== What is being asked ==
Count how many lines mention the word "this". Write that number alone.

== Information supplied ==
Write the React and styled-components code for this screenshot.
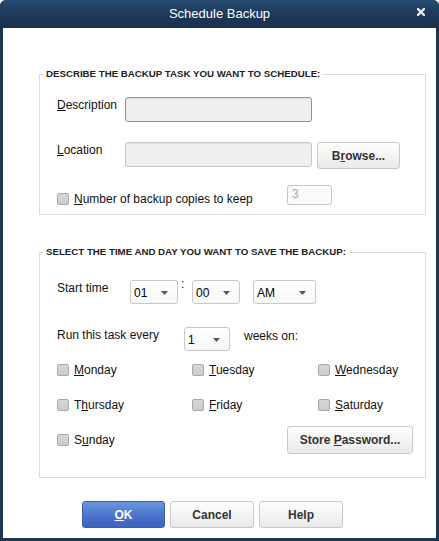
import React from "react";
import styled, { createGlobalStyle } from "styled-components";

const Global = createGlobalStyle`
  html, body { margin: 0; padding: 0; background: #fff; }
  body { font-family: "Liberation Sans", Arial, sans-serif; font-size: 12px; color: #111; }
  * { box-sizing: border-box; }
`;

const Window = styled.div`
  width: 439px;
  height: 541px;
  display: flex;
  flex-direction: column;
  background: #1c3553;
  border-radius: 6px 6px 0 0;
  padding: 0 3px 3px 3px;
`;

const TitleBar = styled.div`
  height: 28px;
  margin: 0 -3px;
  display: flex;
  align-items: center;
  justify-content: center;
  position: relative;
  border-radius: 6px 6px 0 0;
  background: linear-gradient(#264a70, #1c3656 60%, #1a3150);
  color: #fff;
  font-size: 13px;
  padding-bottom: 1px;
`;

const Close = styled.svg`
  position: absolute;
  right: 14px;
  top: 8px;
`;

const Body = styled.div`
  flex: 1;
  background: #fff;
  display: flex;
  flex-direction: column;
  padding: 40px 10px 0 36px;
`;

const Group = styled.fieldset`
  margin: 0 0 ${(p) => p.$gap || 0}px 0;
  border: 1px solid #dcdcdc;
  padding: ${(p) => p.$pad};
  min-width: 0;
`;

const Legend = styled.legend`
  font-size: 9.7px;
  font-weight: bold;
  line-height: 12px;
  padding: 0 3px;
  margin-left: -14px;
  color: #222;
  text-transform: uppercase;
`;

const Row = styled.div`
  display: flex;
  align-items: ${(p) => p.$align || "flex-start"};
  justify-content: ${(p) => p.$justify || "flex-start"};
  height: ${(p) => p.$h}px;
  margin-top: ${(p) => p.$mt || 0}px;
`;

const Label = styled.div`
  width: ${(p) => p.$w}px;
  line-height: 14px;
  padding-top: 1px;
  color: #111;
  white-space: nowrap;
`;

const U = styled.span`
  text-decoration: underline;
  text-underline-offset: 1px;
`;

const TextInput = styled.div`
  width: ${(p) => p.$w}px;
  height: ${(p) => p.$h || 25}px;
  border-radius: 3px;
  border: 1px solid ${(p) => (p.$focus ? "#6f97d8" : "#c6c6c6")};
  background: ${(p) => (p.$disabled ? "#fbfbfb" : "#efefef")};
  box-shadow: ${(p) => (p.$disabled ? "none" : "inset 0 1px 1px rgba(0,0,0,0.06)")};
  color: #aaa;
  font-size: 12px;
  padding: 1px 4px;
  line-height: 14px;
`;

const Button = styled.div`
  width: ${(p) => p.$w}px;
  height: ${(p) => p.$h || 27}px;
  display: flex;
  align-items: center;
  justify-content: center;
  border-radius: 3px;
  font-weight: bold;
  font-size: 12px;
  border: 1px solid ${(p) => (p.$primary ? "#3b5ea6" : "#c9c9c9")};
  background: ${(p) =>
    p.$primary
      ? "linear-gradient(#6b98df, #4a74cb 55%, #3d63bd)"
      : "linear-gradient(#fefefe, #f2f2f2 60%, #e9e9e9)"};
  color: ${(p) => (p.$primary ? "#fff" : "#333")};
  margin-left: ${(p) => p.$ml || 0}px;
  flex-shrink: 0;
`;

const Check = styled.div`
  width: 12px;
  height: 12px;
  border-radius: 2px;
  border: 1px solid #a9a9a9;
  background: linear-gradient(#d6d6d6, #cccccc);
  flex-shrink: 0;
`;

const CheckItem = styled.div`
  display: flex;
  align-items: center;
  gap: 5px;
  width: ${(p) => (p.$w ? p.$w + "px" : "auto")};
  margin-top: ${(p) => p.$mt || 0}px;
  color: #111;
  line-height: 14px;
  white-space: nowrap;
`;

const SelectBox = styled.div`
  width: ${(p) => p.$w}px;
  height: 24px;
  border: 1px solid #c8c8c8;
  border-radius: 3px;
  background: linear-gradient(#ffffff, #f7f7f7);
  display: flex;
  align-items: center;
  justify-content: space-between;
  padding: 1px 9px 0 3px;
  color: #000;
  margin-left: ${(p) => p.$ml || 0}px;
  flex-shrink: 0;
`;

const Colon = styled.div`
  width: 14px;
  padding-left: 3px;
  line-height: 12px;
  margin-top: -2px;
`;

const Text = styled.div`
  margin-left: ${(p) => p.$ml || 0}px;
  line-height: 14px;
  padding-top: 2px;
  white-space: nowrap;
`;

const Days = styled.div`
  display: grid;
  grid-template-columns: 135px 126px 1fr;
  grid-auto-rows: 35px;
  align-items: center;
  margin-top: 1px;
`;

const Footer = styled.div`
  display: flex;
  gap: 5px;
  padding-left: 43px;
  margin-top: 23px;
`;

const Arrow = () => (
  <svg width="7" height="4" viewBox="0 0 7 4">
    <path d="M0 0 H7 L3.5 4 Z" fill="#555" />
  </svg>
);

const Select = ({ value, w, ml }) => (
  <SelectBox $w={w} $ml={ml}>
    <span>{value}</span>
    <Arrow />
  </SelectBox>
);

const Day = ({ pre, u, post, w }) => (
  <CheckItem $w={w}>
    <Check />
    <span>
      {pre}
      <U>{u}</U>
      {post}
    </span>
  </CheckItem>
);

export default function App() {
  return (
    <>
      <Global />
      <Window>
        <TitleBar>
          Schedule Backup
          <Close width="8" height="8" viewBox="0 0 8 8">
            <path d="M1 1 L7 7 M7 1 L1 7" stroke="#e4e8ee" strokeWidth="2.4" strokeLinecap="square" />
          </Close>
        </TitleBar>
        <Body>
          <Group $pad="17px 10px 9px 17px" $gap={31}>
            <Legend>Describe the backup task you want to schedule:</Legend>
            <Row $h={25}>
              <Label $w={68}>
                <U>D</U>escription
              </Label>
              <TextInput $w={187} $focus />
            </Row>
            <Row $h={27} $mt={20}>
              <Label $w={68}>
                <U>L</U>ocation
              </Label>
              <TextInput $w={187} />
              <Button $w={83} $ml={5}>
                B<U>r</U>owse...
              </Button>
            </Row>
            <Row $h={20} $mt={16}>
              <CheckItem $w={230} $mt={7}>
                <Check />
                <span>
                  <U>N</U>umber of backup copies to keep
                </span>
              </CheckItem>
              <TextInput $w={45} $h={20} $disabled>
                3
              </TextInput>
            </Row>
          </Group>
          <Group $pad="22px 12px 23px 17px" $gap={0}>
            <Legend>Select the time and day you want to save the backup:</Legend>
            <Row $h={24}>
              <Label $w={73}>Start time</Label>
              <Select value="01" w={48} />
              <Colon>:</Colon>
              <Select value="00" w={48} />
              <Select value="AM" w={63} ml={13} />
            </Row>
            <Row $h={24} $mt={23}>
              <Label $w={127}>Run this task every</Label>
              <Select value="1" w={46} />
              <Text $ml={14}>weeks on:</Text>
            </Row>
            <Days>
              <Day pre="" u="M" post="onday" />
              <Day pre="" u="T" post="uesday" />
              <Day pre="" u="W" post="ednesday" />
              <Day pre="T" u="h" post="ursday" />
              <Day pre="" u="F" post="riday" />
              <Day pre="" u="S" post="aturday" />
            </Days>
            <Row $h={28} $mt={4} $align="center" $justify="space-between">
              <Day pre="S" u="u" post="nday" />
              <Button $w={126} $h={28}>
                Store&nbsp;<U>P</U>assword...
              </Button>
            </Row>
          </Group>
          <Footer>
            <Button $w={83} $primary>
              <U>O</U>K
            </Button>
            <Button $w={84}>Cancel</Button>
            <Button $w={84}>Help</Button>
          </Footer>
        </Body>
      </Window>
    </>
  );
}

== Result ==
2